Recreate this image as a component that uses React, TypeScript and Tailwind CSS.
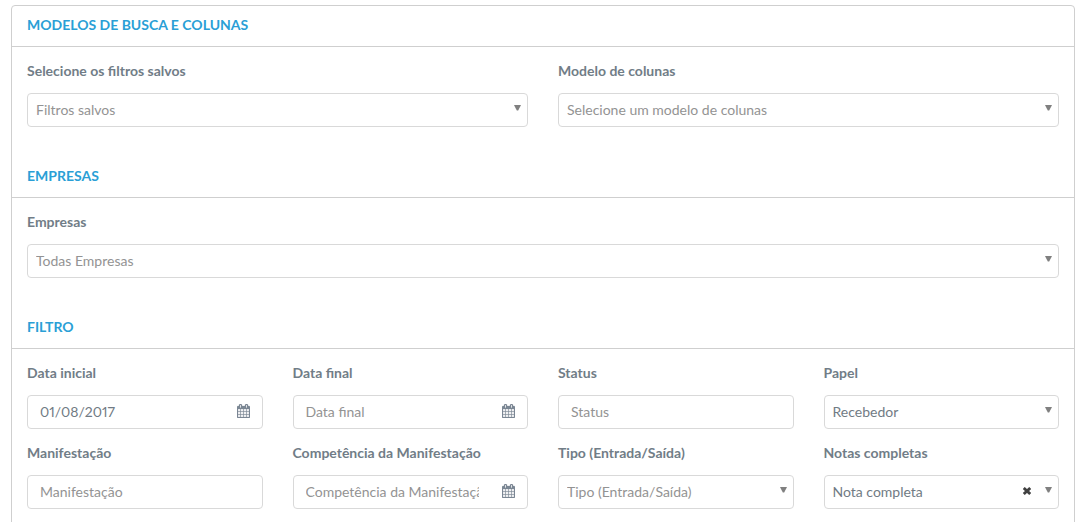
import { useState } from 'react';
import type { ReactNode } from 'react';

interface SectionProps {
  title: string;
  children: ReactNode;
}

interface FieldProps {
  id: string;
  label: string;
  placeholder: string;
}

interface SelectFieldProps extends FieldProps {
  options: string[];
  initial?: string;
  clearable?: boolean;
}

interface InputFieldProps extends FieldProps {
  initial?: string;
  calendar?: boolean;
}

function CalendarIcon() {
  return (
    <svg
      viewBox="0 0 1664 1792"
      className="h-[14px] w-[13px]"
      fill="currentColor"
      stroke="currentColor"
      strokeWidth="30"
      aria-hidden="true"
    >
      <path d="M128 1664h288v-288h-288v288zM480 1664h320v-288h-320v288zM128 1312h288v-320h-288v320zM480 1312h320v-320h-320v320zM128 928h288v-288h-288v288zM864 1664h320v-288h-320v288zM480 928h320v-288h-320v288zM1248 1664h288v-288h-288v288zM864 1312h320v-320h-320v320zM512 448v-288q0-13-9.5-22.5t-22.5-9.5h-64q-13 0-22.5 9.5t-9.5 22.5v288q0 13 9.5 22.5t22.5 9.5h64q13 0 22.5-9.5t9.5-22.5zM1248 1312h288v-320h-288v320zM864 928h320v-288h-320v288zM1248 928h288v-288h-288v288zM1280 448v-288q0-13-9.5-22.5t-22.5-9.5h-64q-13 0-22.5 9.5t-9.5 22.5v288q0 13 9.5 22.5t22.5 9.5h64q13 0 22.5-9.5t9.5-22.5zM1664 384v1280q0 52-38 90t-90 38h-1408q-52 0-90-38t-38-90v-1280q0-52 38-90t90-38h128v-96q0-66 47-113t113-47h64q66 0 113 47t47 113v96h384v-96q0-66 47-113t113-47h64q66 0 113 47t47 113v96h128q52 0 90 38t38 90z" />
    </svg>
  );
}

function Section({ title, children }: SectionProps) {
  return (
    <section className="pb-[30px]">
      <h2 className="border-b border-[#cfcfcf] px-[15px] pt-[9px] pb-[11px] text-sm leading-5 font-bold text-[#2a9fd6] uppercase">
        {title}
      </h2>
      <div className="px-[15px] pt-[14px]">{children}</div>
    </section>
  );
}

function SelectField({ id, label, placeholder, options, initial = '', clearable = false }: SelectFieldProps) {
  const [value, setValue] = useState(initial);

  return (
    <div className="min-w-0">
      <label htmlFor={id} className="mb-3 block text-sm leading-5 font-bold text-[#717d87]">
        {label}
      </label>
      <div className="relative">
        <select
          id={id}
          value={value}
          onChange={(e) => setValue(e.target.value)}
          className={`block h-[34px] w-full appearance-none rounded border border-[#d9d9d9] bg-white pr-6 pl-2 text-sm ${value ? 'text-[#717b84]' : 'text-[#939393]'}`}
        >
          <option value="">{placeholder}</option>
          {options.map((option) => (
            <option key={option} value={option}>{option}</option>
          ))}
        </select>
        {clearable && value && (
          <button
            type="button"
            aria-label="Limpar"
            onClick={() => setValue('')}
            className="absolute top-3 right-7 text-[#404040]"
          >
            <svg viewBox="0 0 8 8" className="h-2 w-2" stroke="currentColor" strokeWidth="2.8" aria-hidden="true">
              <path d="M.8 1l6.4 6M7.2 1L.8 7" />
            </svg>
          </button>
        )}
        <svg
          viewBox="0 0 7 6"
          className="pointer-events-none absolute top-3 right-[7px] h-[6px] w-[7px]"
          fill="#808080"
          aria-hidden="true"
        >
          <path d="M0 0h7L4.2 5.5H2.8z" />
        </svg>
      </div>
    </div>
  );
}

function InputField({ id, label, placeholder, initial = '', calendar = false }: InputFieldProps) {
  const [value, setValue] = useState(initial);

  return (
    <div className="min-w-0">
      <label htmlFor={id} className="mb-3 block text-sm leading-5 font-bold text-[#717d87]">
        {label}
      </label>
      <div className="relative">
        <input
          id={id}
          type="text"
          value={value}
          placeholder={placeholder}
          onChange={(e) => setValue(e.target.value)}
          className={`block h-[34px] w-full rounded border border-[#d9d9d9] bg-white pb-[2px] pl-3 text-sm text-[#717b84] proportional-nums placeholder:text-[#939393] ${calendar ? 'pr-12' : 'pr-3'}`}
        />
        {calendar && (
          <button type="button" aria-label="Abrir calendário" className="absolute top-[9px] right-[13px] text-[#7b8894]">
            <CalendarIcon />
          </button>
        )}
      </div>
    </div>
  );
}

export default function App() {
  return (
    <main className="min-h-screen bg-white pt-[5px] pr-[7px] pl-[11px] font-['Lato',sans-serif]">
      <form className="rounded border border-[#cfcfcf]">
        <Section title="Modelos de busca e colunas">
          <div className="grid grid-cols-2 gap-[30px]">
            <SelectField id="filtros" label="Selecione os filtros salvos" placeholder="Filtros salvos" options={['Filtro padrão']} />
            <SelectField id="modelo" label="Modelo de colunas" placeholder="Selecione um modelo de colunas" options={['Modelo padrão']} />
          </div>
        </Section>

        <Section title="Empresas">
          <SelectField id="empresas" label="Empresas" placeholder="Todas Empresas" options={['Matriz', 'Filial']} />
        </Section>

        <Section title="Filtro">
          <div className="grid grid-cols-4 gap-x-[30px] gap-y-[14px]">
            <InputField id="data-inicial" label="Data inicial" placeholder="Data inicial" initial="01/08/2017" calendar />
            <InputField id="data-final" label="Data final" placeholder="Data final" calendar />
            <InputField id="status" label="Status" placeholder="Status" />
            <SelectField id="papel" label="Papel" placeholder="Papel" options={['Recebedor', 'Emissor']} initial="Recebedor" />
            <InputField id="manifestacao" label="Manifestação" placeholder="Manifestação" />
            <InputField id="competencia" label="Competência da Manifestação" placeholder="Competência da Manifestação" calendar />
            <SelectField id="tipo" label="Tipo (Entrada/Saída)" placeholder="Tipo (Entrada/Saída)" options={['Entrada', 'Saída']} />
            <SelectField
              id="notas"
              label="Notas completas"
              placeholder="Notas completas"
              options={['Nota completa', 'Nota resumida']}
              initial="Nota completa"
              clearable
            />
          </div>
        </Section>
      </form>
    </main>
  );
}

---*---

Request:
Would you set down the listing exactly, omitting pictures?

Full solution:
Recreate this image as a component that uses React, TypeScript and Tailwind CSS.
import { useState } from 'react';
import type { ReactNode } from 'react';

interface SectionProps {
  title: string;
  children: ReactNode;
}

interface FieldProps {
  id: string;
  label: string;
  placeholder: string;
}

interface SelectFieldProps extends FieldProps {
  options: string[];
  initial?: string;
  clearable?: boolean;
}

interface InputFieldProps extends FieldProps {
  initial?: string;
  calendar?: boolean;
}

function CalendarIcon() {
  return (
    <svg
      viewBox="0 0 1664 1792"
      className="h-[14px] w-[13px]"
      fill="currentColor"
      stroke="currentColor"
      strokeWidth="30"
      aria-hidden="true"
    >
      <path d="M128 1664h288v-288h-288v288zM480 1664h320v-288h-320v288zM128 1312h288v-320h-288v320zM480 1312h320v-320h-320v320zM128 928h288v-288h-288v288zM864 1664h320v-288h-320v288zM480 928h320v-288h-320v288zM1248 1664h288v-288h-288v288zM864 1312h320v-320h-320v320zM512 448v-288q0-13-9.5-22.5t-22.5-9.5h-64q-13 0-22.5 9.5t-9.5 22.5v288q0 13 9.5 22.5t22.5 9.5h64q13 0 22.5-9.5t9.5-22.5zM1248 1312h288v-320h-288v320zM864 928h320v-288h-320v288zM1248 928h288v-288h-288v288zM1280 448v-288q0-13-9.5-22.5t-22.5-9.5h-64q-13 0-22.5 9.5t-9.5 22.5v288q0 13 9.5 22.5t22.5 9.5h64q13 0 22.5-9.5t9.5-22.5zM1664 384v1280q0 52-38 90t-90 38h-1408q-52 0-90-38t-38-90v-1280q0-52 38-90t90-38h128v-96q0-66 47-113t113-47h64q66 0 113 47t47 113v96h384v-96q0-66 47-113t113-47h64q66 0 113 47t47 113v96h128q52 0 90 38t38 90z" />
    </svg>
  );
}

function Section({ title, children }: SectionProps) {
  return (
    <section className="pb-[30px]">
      <h2 className="border-b border-[#cfcfcf] px-[15px] pt-[9px] pb-[11px] text-sm leading-5 font-bold text-[#2a9fd6] uppercase">
        {title}
      </h2>
      <div className="px-[15px] pt-[14px]">{children}</div>
    </section>
  );
}

function SelectField({ id, label, placeholder, options, initial = '', clearable = false }: SelectFieldProps) {
  const [value, setValue] = useState(initial);

  return (
    <div className="min-w-0">
      <label htmlFor={id} className="mb-3 block text-sm leading-5 font-bold text-[#717d87]">
        {label}
      </label>
      <div className="relative">
        <select
          id={id}
          value={value}
          onChange={(e) => setValue(e.target.value)}
          className={`block h-[34px] w-full appearance-none rounded border border-[#d9d9d9] bg-white pr-6 pl-2 text-sm ${value ? 'text-[#717b84]' : 'text-[#939393]'}`}
        >
          <option value="">{placeholder}</option>
          {options.map((option) => (
            <option key={option} value={option}>{option}</option>
          ))}
        </select>
        {clearable && value && (
          <button
            type="button"
            aria-label="Limpar"
            onClick={() => setValue('')}
            className="absolute top-3 right-7 text-[#404040]"
          >
            <svg viewBox="0 0 8 8" className="h-2 w-2" stroke="currentColor" strokeWidth="2.8" aria-hidden="true">
              <path d="M.8 1l6.4 6M7.2 1L.8 7" />
            </svg>
          </button>
        )}
        <svg
          viewBox="0 0 7 6"
          className="pointer-events-none absolute top-3 right-[7px] h-[6px] w-[7px]"
          fill="#808080"
          aria-hidden="true"
        >
          <path d="M0 0h7L4.2 5.5H2.8z" />
        </svg>
      </div>
    </div>
  );
}

function InputField({ id, label, placeholder, initial = '', calendar = false }: InputFieldProps) {
  const [value, setValue] = useState(initial);

  return (
    <div className="min-w-0">
      <label htmlFor={id} className="mb-3 block text-sm leading-5 font-bold text-[#717d87]">
        {label}
      </label>
      <div className="relative">
        <input
          id={id}
          type="text"
          value={value}
          placeholder={placeholder}
          onChange={(e) => setValue(e.target.value)}
          className={`block h-[34px] w-full rounded border border-[#d9d9d9] bg-white pb-[2px] pl-3 text-sm text-[#717b84] proportional-nums placeholder:text-[#939393] ${calendar ? 'pr-12' : 'pr-3'}`}
        />
        {calendar && (
          <button type="button" aria-label="Abrir calendário" className="absolute top-[9px] right-[13px] text-[#7b8894]">
            <CalendarIcon />
          </button>
        )}
      </div>
    </div>
  );
}

export default function App() {
  return (
    <main className="min-h-screen bg-white pt-[5px] pr-[7px] pl-[11px] font-['Lato',sans-serif]">
      <form className="rounded border border-[#cfcfcf]">
        <Section title="Modelos de busca e colunas">
          <div className="grid grid-cols-2 gap-[30px]">
            <SelectField id="filtros" label="Selecione os filtros salvos" placeholder="Filtros salvos" options={['Filtro padrão']} />
            <SelectField id="modelo" label="Modelo de colunas" placeholder="Selecione um modelo de colunas" options={['Modelo padrão']} />
          </div>
        </Section>

        <Section title="Empresas">
          <SelectField id="empresas" label="Empresas" placeholder="Todas Empresas" options={['Matriz', 'Filial']} />
        </Section>

        <Section title="Filtro">
          <div className="grid grid-cols-4 gap-x-[30px] gap-y-[14px]">
            <InputField id="data-inicial" label="Data inicial" placeholder="Data inicial" initial="01/08/2017" calendar />
            <InputField id="data-final" label="Data final" placeholder="Data final" calendar />
            <InputField id="status" label="Status" placeholder="Status" />
            <SelectField id="papel" label="Papel" placeholder="Papel" options={['Recebedor', 'Emissor']} initial="Recebedor" />
            <InputField id="manifestacao" label="Manifestação" placeholder="Manifestação" />
            <InputField id="competencia" label="Competência da Manifestação" placeholder="Competência da Manifestação" calendar />
            <SelectField id="tipo" label="Tipo (Entrada/Saída)" placeholder="Tipo (Entrada/Saída)" options={['Entrada', 'Saída']} />
            <SelectField
              id="notas"
              label="Notas completas"
              placeholder="Notas completas"
              options={['Nota completa', 'Nota resumida']}
              initial="Nota completa"
              clearable
            />
          </div>
        </Section>
      </form>
    </main>
  );
}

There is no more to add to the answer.